Actuellement, les 10 % les plus riches de la planète captent 52 % du revenu mondial, tandis que la moitié la plus pauvre n’en gagne que 8 %. Les inégalités de richesse sont encore plus prononcées que les inégalités de revenus. La moitié la plus pauvre de la population mondiale est pratiquement dépourvue de patrimoine, puisqu’elle ne possède que 2 % du total. À l’inverse, les 10 % les plus riches en détiennent 76 %. La part de patrimoine détenue par les 0,01 % les plus riches est passée de 7 % à 11 % entre 1995 et 2021

Au sommet, les 0,001 % les plus riches représentent 55 200 adultes en 2021 au niveau mondial, et possèdent un peu plus de 6 % de la richesse mondiale, ce qui signifie que leur richesse est plus de 6 000 fois supérieure à la moyenne. Pour mettre cela en perspective, la richesse totale des 50 % les plus pauvres de la planète, un groupe qui est 50 000 fois plus important que les 0,001 % les plus riches, est trois fois plus petite (2 %).

La question du changement climatique

Une des points les plus intéressants du rapport concerne la contribution au changement climatique. Les auteurEs soulignent la liaison entre inégalité de revenus et de patrimoine et inégalité des contributions au changement climatique. En moyenne, les êtres humains émettent 6,6 tonnes d’équivalent dioxyde de carbone (CO2) par tête et par an, avec d’importantes disparités au sein de la population mondiale.

Les 50 % les plus pauvres émettent en moyenne 1,6 tonne par an et contribuent à 12 % du total. Les 40 % du milieu émettent 6,6 tonnes en moyenne, soit 40,4 % du total. Les 10 % les plus riches émettent 31 tonnes (47,6 % du total). Les 1 % les plus riches émettent 110 tonnes (16,8 % du total). Près de la moitié de toutes les émissions sont donc dues à un dixième de la population mondiale, et un centième de la population mondiale (77 millions d’individus) en émet plus que toute la moitié pauvre de la population (3,8 milliards d’individus).

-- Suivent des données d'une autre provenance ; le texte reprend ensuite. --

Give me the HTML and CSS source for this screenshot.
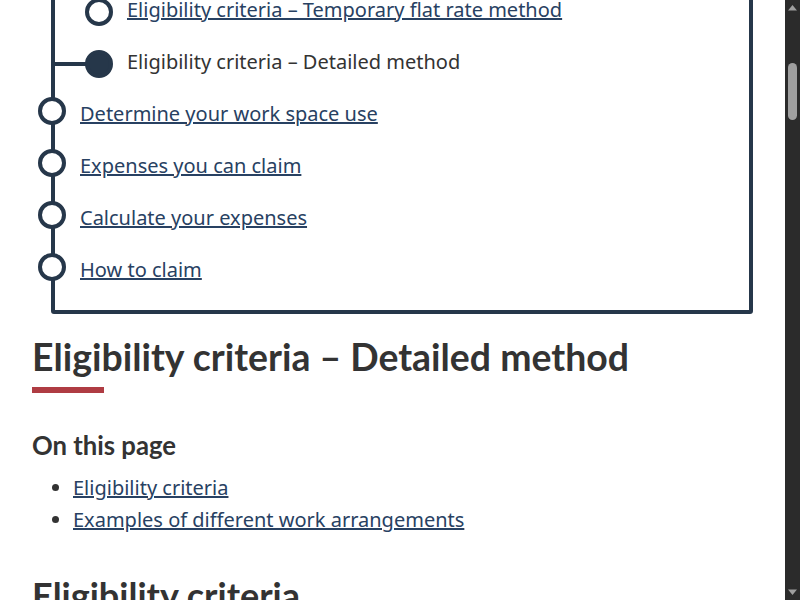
FILE: index.html
```html
<!DOCTYPE html>
<html lang="en">
<head>
<meta charset="utf-8">
<title>Eligibility criteria – Detailed method - Canada.ca</title>
<link rel="stylesheet" href="styles.css">
</head>
<body>
<div class="window">
<div class="viewport" id="viewport">
<div class="page">
  <header class="site-header">
    <div class="container header-inner">
      <span class="brand">Government of Canada</span>
      <span class="brand-fr">Gouvernement du Canada</span>
    </div>
  </header>
  <main class="container">
    <nav class="breadcrumb">
      <a href="#">Canada.ca</a> › <a href="#">Taxes</a> › <a href="#">Income tax</a> › <a href="#">Personal income tax</a>
    </nav>
    <p class="lead">Find out if you can claim home office expenses, which method to use, and how to calculate and claim your expenses.</p>

    <nav class="steps" aria-label="Home office expenses for employees">
      <p class="steps-title">Home office expenses for employees</p>
      <ol class="steps-list">
        <li class="step"><div class="row"><span class="dot"></span><a href="#">Overview</a></div></li>
        <li class="step">
          <div class="row"><span class="dot"></span><a href="#">Eligibility criteria</a></div>
          <ol class="substeps">
            <li class="substep"><div class="row"><span class="dot"></span><a href="#">Eligibility criteria – Temporary flat rate method</a></div></li>
            <li class="substep current"><div class="row"><span class="dot"></span><span>Eligibility criteria – Detailed method</span></div></li>
          </ol>
        </li>
        <li class="step"><div class="row"><span class="dot"></span><a href="#">Determine your work space use</a></div></li>
        <li class="step"><div class="row"><span class="dot"></span><a href="#">Expenses you can claim</a></div></li>
        <li class="step"><div class="row"><span class="dot"></span><a href="#">Calculate your expenses</a></div></li>
        <li class="step"><div class="row"><span class="dot"></span><a href="#">How to claim</a></div></li>
      </ol>
    </nav>

    <h1 class="page-title">Eligibility criteria – Detailed method</h1>

    <h2 class="toc-title">On this page</h2>
    <ul class="toc">
      <li><a href="#criteria">Eligibility criteria</a></li>
      <li><a href="#examples">Examples of different work arrangements</a></li>
    </ul>

    <h2 class="section-title" id="criteria">Eligibility criteria</h2>
    <p>You can claim home office expenses using the detailed method if you meet all of the following conditions:</p>
    <ul class="plain">
      <li>You were an employee and worked from home in 2021 due to the COVID-19 pandemic or your employer required you to work from home</li>
      <li>You were required to pay for expenses related to the work space in your home</li>
      <li>Your employer completed and signed Form T2200S or Form T2200</li>
    </ul>

    <h2 class="section-title" id="examples">Examples of different work arrangements</h2>
    <p>The following examples show how the eligibility criteria apply to different work arrangements.</p>
  </main>
</div>
</div>
<div class="scrollbar" aria-hidden="true">
  <div class="sb-button">
    <svg width="15" height="15" viewBox="0 0 15 15"><path d="M3 10.5 L12 10.5 L7.5 5 Z" fill="#9e9e9e"/></svg>
  </div>
  <div class="sb-track"><div class="sb-thumb"></div></div>
  <div class="sb-button">
    <svg width="15" height="15" viewBox="0 0 15 15"><path d="M3 4.5 L12 4.5 L7.5 10 Z" fill="#9e9e9e"/></svg>
  </div>
</div>
</div>
<script src="script.js"></script>
</body>
</html>
```

FILE: styles.css
```css
html,
body {
  height: 100%;
  overflow: hidden;
}

html {
  background: #fff;
}

body {
  margin: 0;
  background: #fff;
  color: #333;
  font-family: "Noto Sans", "DejaVu Sans", sans-serif;
  font-size: 20px;
  line-height: 32px;
}

.window {
  display: flex;
  height: 100%;
}

.viewport {
  flex: 1;
  min-width: 0;
  height: 100%;
  overflow: hidden;
  background: #fff;
}

/* Scrollbar drawn as part of the window chrome */
.scrollbar {
  width: 15px;
  flex: none;
  display: flex;
  flex-direction: column;
  background: #2b2b2b;
}

.sb-button {
  height: 15px;
  flex: none;
}

.sb-button svg {
  display: block;
}

.sb-track {
  flex: 1;
  padding: 48px 3px 0;
}

.sb-thumb {
  height: 57px;
  border-radius: 5px;
  background: #9f9f9f;
}

a {
  color: #284162;
  text-decoration: underline;
}

.page {
  min-height: 6000px;
}

.container {
  padding: 0 32px;
}

.site-header {
  background: #26374a;
  color: #fff;
}

.header-inner {
  display: flex;
  flex-direction: column;
  padding-top: 14px;
  padding-bottom: 14px;
  font-family: "Lato", sans-serif;
  font-weight: 700;
  line-height: 26px;
}

.brand-fr {
  font-weight: 400;
}

.breadcrumb {
  padding: 16px 0;
  font-size: 18px;
}

.lead {
  margin: 0 0 24px;
}

/* Steps map */
.steps {
  margin: 0 0 0 19px;
  border: 4px solid #26374a;
  border-radius: 3px;
  padding: 0 0 14px;
}

.steps-title {
  margin: 0;
  padding: 18px 24px 12px;
  font-family: "Lato", sans-serif;
  font-weight: 700;
  font-size: 24px;
  line-height: 32px;
  color: #333;
}

.steps-list,
.substeps {
  list-style: none;
  margin: 0;
  padding: 0;
}

.row {
  position: relative;
  padding: 10px 0 10px 25px;
}

.substep .row {
  padding-left: 72px;
}

.dot {
  position: absolute;
  left: -17px;
  top: 9px;
  width: 28px;
  height: 28px;
  box-sizing: border-box;
  border: 4px solid #26374a;
  border-radius: 50%;
  background: #fff;
}

.substep .dot {
  left: 30px;
  top: 14px;
}

.current .dot {
  background: #26374a;
}

.current .row::before {
  content: "";
  position: absolute;
  left: 0;
  top: 26px;
  width: 32px;
  height: 4px;
  background: #26374a;
}

/* Headings */
.page-title {
  margin: 22px 0 38px;
  font-family: "Lato", sans-serif;
  font-weight: 700;
  font-size: 37.4px;
  line-height: 1.1;
  color: #333;
}

.page-title::after {
  content: "";
  display: block;
  width: 72px;
  height: 6px;
  margin-top: 10px;
  background: #af3c43;
}

.toc-title {
  margin: 0 0 13px;
  font-family: "Lato", sans-serif;
  font-weight: 700;
  font-size: 25.7px;
  line-height: 1.1;
  color: #333;
}

.toc {
  margin: 0 0 40px;
  padding-left: 41px;
}

.section-title {
  margin: 0 0 20px;
  font-family: "Lato", sans-serif;
  font-weight: 700;
  font-size: 36px;
  line-height: 1.1;
  color: #333;
}

.plain {
  padding-left: 40px;
  margin: 0 0 38px;
}
```

FILE: script.js
```js
function alignView() {
  var vp = document.getElementById('viewport');
  var cur = document.querySelector('.substep.current .row');
  if (!vp || !cur) return;
  var y = cur.getBoundingClientRect().top - vp.getBoundingClientRect().top + vp.scrollTop - 36;
  vp.scrollTop = Math.round(y);
}
alignView();
window.addEventListener('load', alignView);
```
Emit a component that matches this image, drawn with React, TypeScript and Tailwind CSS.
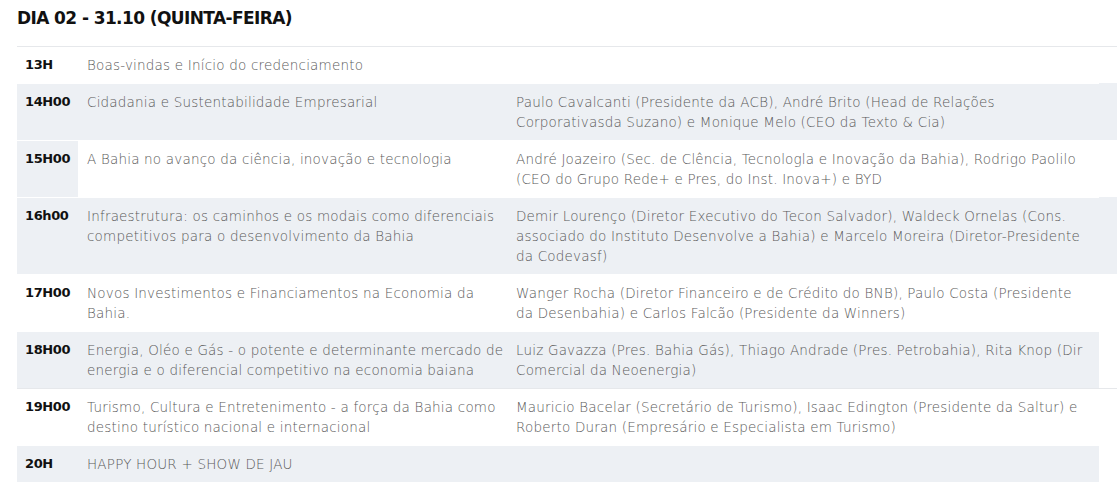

Le rapport souligne une question fondamentale : contrairement à la présentation qui en est donnée couramment, cette inégalité n’est pas simplement une affaire qui opposerait pays riches et pays pauvres. Il y a de gros émetteurs dans les pays à revenus faibles ou moyens, et de petits émetteurs dans les pays riches. Selon les auteurs, en 1990, l’essentiel des inégalités mondiales en matière de carbone (63 %) était dû aux différences entre les pays : à l’époque, le citoyen moyen d’un pays riche polluait sans équivoque davantage que le reste des citoyens du monde. La situation s’est presque entièrement inversée en 30 ans. Les inégalités au sein des pays représentent aujourd’hui près des deux tiers des inégalités mondiales en matière d’émissions. Cela ne signifie pas qu’il ne subsiste pas d’importantes (souvent énormes) inégalités d’émissions entre les pays et les régions du monde. En fait, cela signifie qu’en plus de la grande inégalité des émissions de carbone entre les pays, il existe également des inégalités encore plus grandes entre les individus et les groupes sociaux.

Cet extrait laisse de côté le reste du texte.